As for the speech itself, it was solid and at times inspirational, but it was also confining. Christie is at his best, as he surely showed in the Q and A, when he is off-script and using his humor to disarm and skewer. President Obama has given teleprompters a bad name so politicians feel compelled to read their speeches. That unfortunately breaks the flow of their text and limits the power of their delivery.
That said, the speech had some high points and a theme that is presidential campaign-worthy. Here’s his pitch:
At one time in our history, our greatness was a reflection of our country’s innovation, our determination, our ingenuity and the strength of our democratic institutions. When there was a crisis in the world, America found a way to come together to help our allies and fight our enemies. When there was a crisis at home, we put aside parochialism and put the greater public interest first. And in our system, we did it through strong presidential leadership. We did it through Reagan-like leadership.
Unfortunately, through our own domestic political conduct of late, we have failed to live up to our own tradition of exceptionalism. Today, our role and ability to affect change has been diminished because of our own problems and our inability to effectively deal with them.
In short, he told us that we have a president who won’t lead and a country that requires courageous leadership in order to do difficult things. He made the case for leadership (and his own candidacy, implicitly) by explaining what he did in New Jersey:
In New Jersey over the last 20 months, you have actually seen divided government that is working. To be clear, it does not mean that we have no argument or acrimony.
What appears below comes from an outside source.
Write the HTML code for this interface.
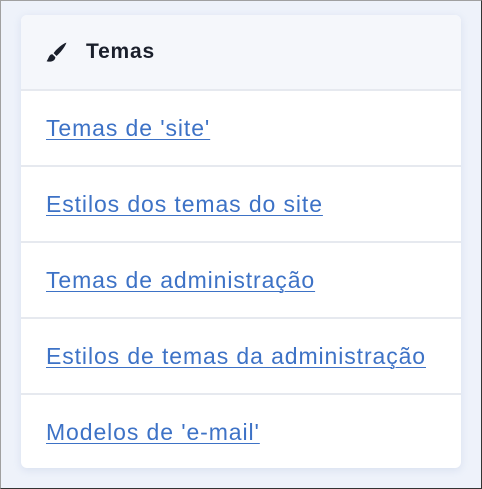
<!DOCTYPE html>
<html><head><style>
html,body{margin:0;padding:0}
body{width:482px;height:489px;box-sizing:border-box;background:#eef2fa;border:1px solid #a0a0a0;border-right-color:#333;border-bottom-color:#333;position:relative;font-family:"Liberation Sans",sans-serif;overflow:hidden}
.card{position:absolute;left:20px;top:14px;width:440px;height:453px;background:#fff;border-radius:6px;box-shadow:0 2px 8px rgba(150,170,210,.25);overflow:hidden}
.hd{height:74px;background:#f5f7fb;border-bottom:2px solid #e6e9ef;display:flex;align-items:center;padding-left:25px;font-weight:bold;font-size:21px;letter-spacing:0.8px;color:#1a1f2b}
.hd svg{margin-right:19px}
.row{height:74px;border-bottom:2px solid #e6e9ef;display:flex;align-items:center;padding-left:25px}
.row:last-child{border-bottom:none}
.row a{color:#3d72c6;font-size:23px;letter-spacing:0.9px;text-decoration:underline;text-decoration-thickness:1px;text-underline-offset:3px}
</style></head><body>
<div class="card">
<div class="hd"><svg width="21" height="21" viewBox="0 0 18 18"><path d="M17.5 0.5 C14 1.5 8.5 6.5 6.5 9.5 L9 12 C12 9.5 16.5 4 17.5 0.5Z" fill="#1a1f2b"/><path d="M5.5 10.5 C2.5 10.5 2.5 14 0.5 16.5 C4 17.5 8 16.5 8 13Z" fill="#1a1f2b"/></svg>Temas</div>
<div class="row"><a>Temas de 'site'</a></div>
<div class="row"><a>Estilos dos temas do site</a></div>
<div class="row"><a>Temas de administração</a></div>
<div class="row"><a>Estilos de temas da administração</a></div>
<div class="row"><a>Modelos de 'e-mail'</a></div>
</div>
</body></html>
There are serious disagreements, sometimes expressed loudly—Jersey style.
Here is what we did. We identified the problems. We proposed specific means to fix them. We educated the public on the dire consequences of inaction. And we compromised, on a bi-partisan basis, to get results. We took action.
How so, you ask? Leadership and compromise.
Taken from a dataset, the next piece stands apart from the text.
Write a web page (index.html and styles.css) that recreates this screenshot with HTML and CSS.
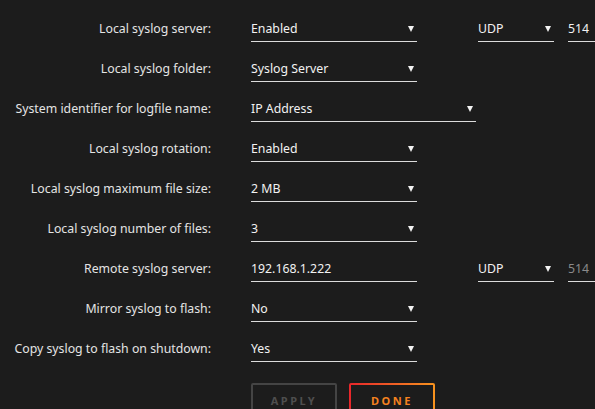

Leadership and compromise is the only way you can balance two budgets with over $13 billion in deficits without raising taxes while protecting core services.
Leadership and compromise is the only way you reform New Jersey’s pension and health benefits system that was collectively $121 billion underfunded.
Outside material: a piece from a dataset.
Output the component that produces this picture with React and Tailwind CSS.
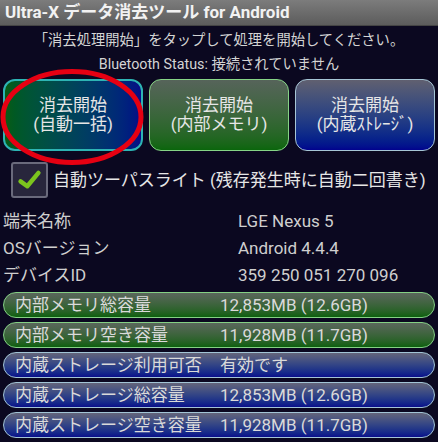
import React from 'react';

const font = { fontFamily: 'Roboto, "Noto Sans CJK JP", sans-serif' };

const buttons = [
  {
    line2: '(自動一括)',
    cls: 'border-2 border-[#2db4b4] bg-gradient-to-r from-[#0a5c12] to-[#0a0a86]',
  },
  {
    line2: '(内部メモリ)',
    cls: 'border-[1.5px] border-[#86d486] bg-gradient-to-b from-[#56645a] to-[#0a660c]',
  },
  {
    line2: '(内蔵ｽﾄﾚｰｼﾞ)',
    cls: 'border-[1.5px] border-[#a6c6d6] bg-gradient-to-b from-[#606070] to-[#02028e]',
  },
];

const info = [
  ['端末名称', 'LGE Nexus 5'],
  ['OSバージョン', 'Android 4.4.4'],
  ['デバイスID', '359 250 051 270 096'],
];

const pills = [
  ['内部メモリ総容量', '12,853MB (12.6GB)', 'green'],
  ['内部メモリ空き容量', '11,928MB (11.7GB)', 'green'],
  ['内蔵ストレージ利用可否', '有効です', 'blue'],
  ['内蔵ストレージ総容量', '12,853MB (12.6GB)', 'blue'],
  ['内蔵ストレージ空き容量', '11,928MB (11.7GB)', 'blue'],
];

export default function App() {
  return (
    <div className="w-[438px] h-[442px] overflow-hidden bg-[#0b0820] text-[#dcdcdc] flex flex-col" style={font}>
      {/* Title bar */}
      <div className="h-[26px] flex items-center px-[5px] bg-gradient-to-b from-[#7c7c7c] to-[#5c5c5c] border-b border-[#444]">
        <span className="text-[17px] font-bold text-[#f2f2f2] leading-none">Ultra-X データ消去ツール for Android</span>
      </div>

      <div className="pt-[4px] text-center text-[14.3px] leading-[20px] text-[#d4d4d4]">
        「消去処理開始」をタップして処理を開始してください。
      </div>
      <div className="mt-[4px] text-center text-[14.3px] leading-[20px] text-[#d4d4d4]">
        Bluetooth Status: 接続されていません
      </div>

      {/* Erase buttons */}
      <div className="relative mt-[5px]">
        <div className="grid grid-cols-3 gap-[6px] px-[3px]">
          {buttons.map((b, i) => (
            <div
              key={i}
              className={`h-[72px] rounded-[12px] flex flex-col items-center justify-center text-[17px] leading-[19px] text-[#e6e6e6] ${b.cls}`}
            >
              <span>消去開始</span>
              <span>{b.line2}</span>
            </div>
          ))}
        </div>
        {/* red marker circle */}
        <svg className="absolute left-0 top-[-14px] pointer-events-none" width="150" height="110" viewBox="0 0 150 110">
          <ellipse cx="72" cy="52" rx="69" ry="45.5" fill="none" stroke="#e60012" strokeWidth="5" />
        </svg>
      </div>

      {/* Two-pass checkbox */}
      <div className="mt-[11px] flex items-center pl-[11px]">
        <div className="w-[37px] h-[36px] rounded-[3px] border-2 border-[#6a6a7c] bg-[#28263c] flex items-center justify-center">
          <svg width="37" height="36" viewBox="0 0 37 36">
            <path d="M8.5 19.5 L16 25 L28.5 10" fill="none" stroke="#7cc41e" strokeWidth="5" strokeLinecap="round" strokeLinejoin="round" />
          </svg>
        </div>
        <span className="ml-[5px] text-[17px] leading-[20px] text-[#e6e6e6]">自動ツーパスライト (残存発生時に自動二回書き)</span>
      </div>

      {/* Device info */}
      <div className="mt-[10px] flex flex-col px-[3px]">
        {info.map(([k, v]) => (
          <div key={k} className="h-[27px] grid grid-cols-[235px_1fr] items-center text-[17px] text-[#cfcfcf]">
            <span>{k}</span>
            <span>{v}</span>
          </div>
        ))}
      </div>

      {/* Capacity pills */}
      <div className="mt-[3px] flex flex-col gap-[4px] pl-[3px] pr-[3px]">
        {pills.map(([k, v, c]) => (
          <div
            key={k}
            className={`h-[26px] rounded-full border-[1.5px] grid grid-cols-[205px_1fr] items-center pl-[11px] text-[17px] leading-none text-[#dadada] ${
              c === 'green'
                ? 'border-[#84d084] bg-gradient-to-b from-[#5a665c] to-[#0a600c]'
                : 'border-[#a2c4d6] bg-gradient-to-b from-[#64647a] to-[#0c0c8c]'
            }`}
          >
            <span className="whitespace-nowrap">{k}</span>
            <span className="whitespace-nowrap">{v}</span>
          </div>
        ))}
      </div>
    </div>
  );
}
Leadership and compromise is the only way you cap the highest property taxes in the nation and cap the interest arbitration awards of some of the most powerful public sector unions in the nation at no greater than a 2% increase.
In New Jersey we have done this, and more, because the Executive Branch has not sat by and waited for others to go first to suggest solutions to our state’s most difficult problems.
The anti-Obama, if you will. As to the title of the speech, American Exceptionalism, he coined a new phrase:
A lot is being said in this election season about American exceptionalism. Implicit in such statements is that we are different and, yes, better, in the sense that our democracy, our economy and our people have delivered. But for American exceptionalism to truly deliver hope and a sterling example to the rest of the world, it must be demonstrated, not just asserted. If it is demonstrated, it will be seen and appreciated and ultimately emulated by others. They will then be more likely to follow our example and our lead.
. . . .
Without the authority that comes from that exceptionalism—earned American exceptionalism—we cannot do good for other countries, we cannot continue to be a beacon of hope for the world to aspire to for their future generations.
As for the president, Christie used a “more in sadness than in anger” tone. What happened to the lofty DNC keynote rhetoric of 2004 (“no blue states, no red states”)? Why no leadership from Obama even in championing his own Simpson-Bowles commission?
With regard to foreign policy, Christie showed some Reagan-esque streaks. He asked why we should care about the impact our domestic policy has on our foreign policy: “We should care because we believe, as President Reagan did, that democracy is the best protector of human dignity and freedom. And we know this because history shows that mature democracies are less likely to resort to force against their own people or their neighbors. . . . Around the world — in the Middle East, in Asia, in Africa and Latin America — people are debating their own political and economic futures — right now. We have a stake in the outcome of their debates. For example, a Middle East that is largely democratic and at peace will be a Middle East that accepts Israel, rejects terrorism, and is a dependable source of energy.”
Yet he also hesitated to embrace a full-blown Bush freedom agenda. (“We certainly cannot force others to adopt our principles through coercion. Local realities count; we cannot have forced makeovers of other societies in our image. We need to limit ourselves overseas to what is in our national interest so that we can rebuild the foundations of American power here at home — foundations that need to be rebuilt in part so that we can sustain a leadership role in the world for decades to come.”) He’s going to need to reconcile those two sentiments, should he comply with the wishes, indeed the fervent hopes, of many conservatives to run for president.
It is up to Christie, as it has always been. If he runs, he’ll have excitement and money by the bushelful. He’ll be able to throw some elbows (dinging Texas Gov. Rick Perry on subsidizing in-state tuition for children of illegal immigrants while celebrating legal immigration), and talk off the cuff. He may not win the nomination, but, boy, would it be fun to see him try.